Sacred Liturgy path — A note on the Cognovi, Domine Common of Holy Women and the logic of the Psalm 44 (Eructavit cor meum) propers shared across the holy-women and virgin feasts would serve the calendar work through the summer sanctoral.


IX. Source Transparency

Tier 1 (primary / magisterial / Scriptural): The Scriptural lections (Prov 31:10–31; Matt 13:44–52), cited in the Douay-Rheims register. Aquinas, ST I-II qq. 1–5 (secured to question level; article-level verification a standing task).

Tier 2 (strongly attested patristic / historical): Gregory the Great, Hom. in Evang. on the treasure and pearl (CCSL 141 / PL 76) — genuine, homily number to be confirmed. Augustine, De civ. Dei XIX.13 (peace as tranquillitas ordinis) — secure; the pearl-as-singular-good reading secured to the corpus, not a single locus. John Chrysostom on the virtuous wife (PG 62) — theme secure, specific homily to be pinned. Biographical data (Aragonese birth 1271; marriage to Denis of Portugal; peacemaking between Alfonso and Denis, and Alfonso and Castile; Franciscan tertiary at Coimbra; death 1336; canonized 1626 by Urban VIII; feast moved 4→8 July by Innocent XII in 1694; octave suppressed 1955) — from the Catholic Encyclopedia / Guéranger / Wikipedia convergence, reliable but to be finalized against Butler and the Acta Sanctorum.

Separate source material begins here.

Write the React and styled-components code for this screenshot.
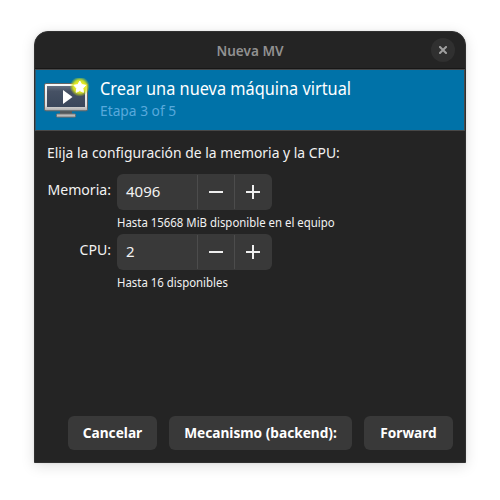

Tier 3 (pious / devotional, retained for catechetical value, not asserted as fact): The dove-and-olive-branch iconography and the well-known “roses” legend (not used above, flagged here so it is not imported unexamined). The reconstructed Latin Collect (see §VI flag) — below Tier 3 in status: an editorial reconstruction, not a witness.

Known unreliability: Online propers databases and independent-chapel sheets (Brighton Oratory, Fatima Center, Society of St Bede) were used for orientation only. The Collect text and the Common-vs-proper question must be resolved by print collation against the 1962 Missale Romanum.